Profitability hit forecast for asset managers
The next five years are likely to be “much tougher” for asset managers due to a combination of an evolving technology landscape and regulatory changes.
Proprietary EY data modelling assessed the likely outlook for the sector and found it would be tougher for asset managers going forward which would have a “dramatic” effect on profitability.
Economic and demographic factors would reduce net inflows from historic levels of 3% to 4% to around 2% per annum.
EYs base case scenario assumed assets under management (AUM) would grow 15% between 2021 and 2025 and average operating margins would decrease by 0.8 percentage points. However, for the majority of firms, profitability would fall faster as the industry’s profits would likely be divided by fewer firms.

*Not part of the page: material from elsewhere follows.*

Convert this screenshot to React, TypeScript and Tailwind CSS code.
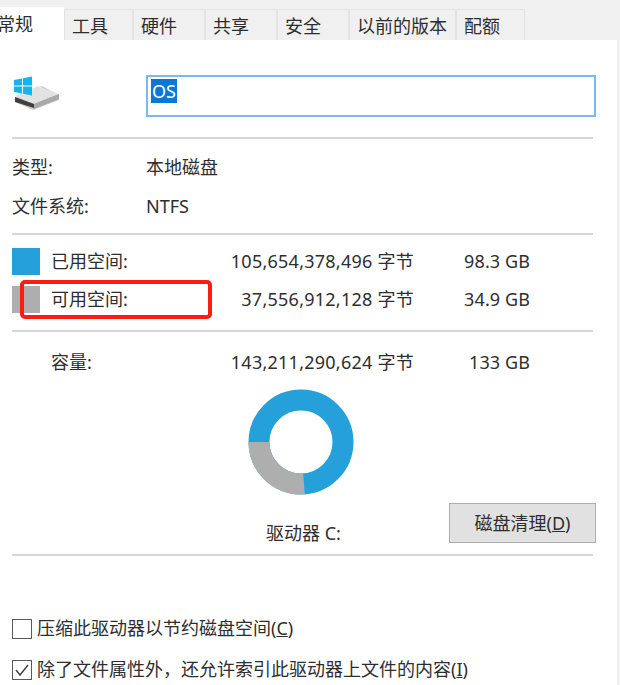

For its worst-case scenario, flat AUM growth would lead to a 7.3 percentage point reduction in average operating margin by 2025. Asset managers would then need to remove 10.3% of total costs over the five years in order to maintain operating margins at 2020 levels.
“The next five years will see the speed of change accelerate, pushing firms to do more with less. Competition and regulation will erode fees in every asset class, and the shift to lower-margin strategies will also reduce income,” the report said.

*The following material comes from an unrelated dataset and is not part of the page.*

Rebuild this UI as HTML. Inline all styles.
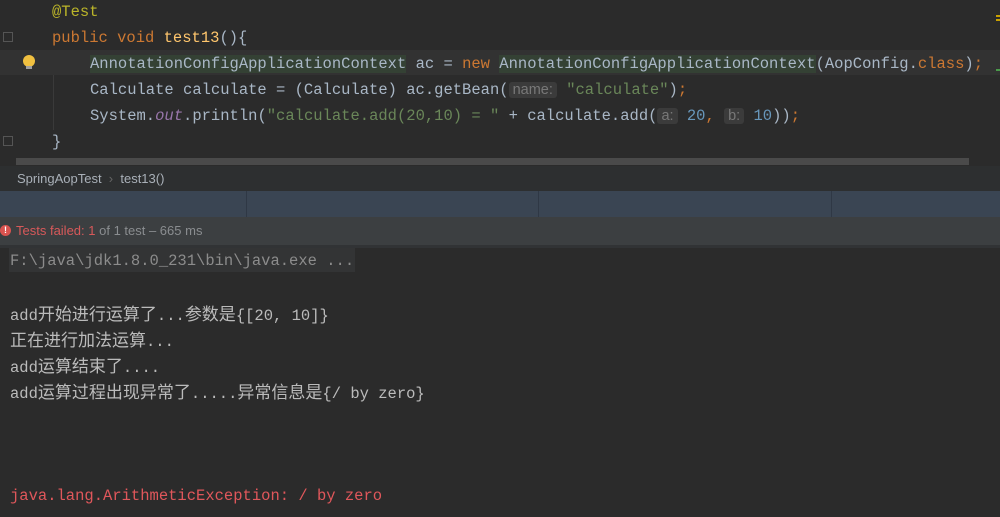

“Economic and demographic factors are likely to reduce net inflows from historic levels of 3% to 4% to around 2% per annum, and the need to invest in new products and technology will push up spending.”

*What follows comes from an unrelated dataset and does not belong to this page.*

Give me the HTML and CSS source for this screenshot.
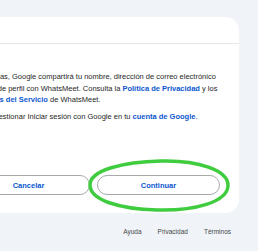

In order to survive in the future, firms would need to transform their business models, realign their businesses around the client, invest in digital transformation, explore new areas of growth and leverage inorganic opportunities.
“Institutional investors will seek a combination of capital preservation, high yields and strong environmental, social and governance (ESG) performance,” it said.
“Retail demand for tailored solutions and ESG investing will grow too, along with advice and education. Asset managers will be forced to accelerate diversification, using alternatives to push up returns while making greater use of low-cost options, such as factor investing and enhanced beta.”
EY highlighted that Australia, in particular, was likely to see significant consolidation, rationalisation and new market entrants which would change the asset management landscape.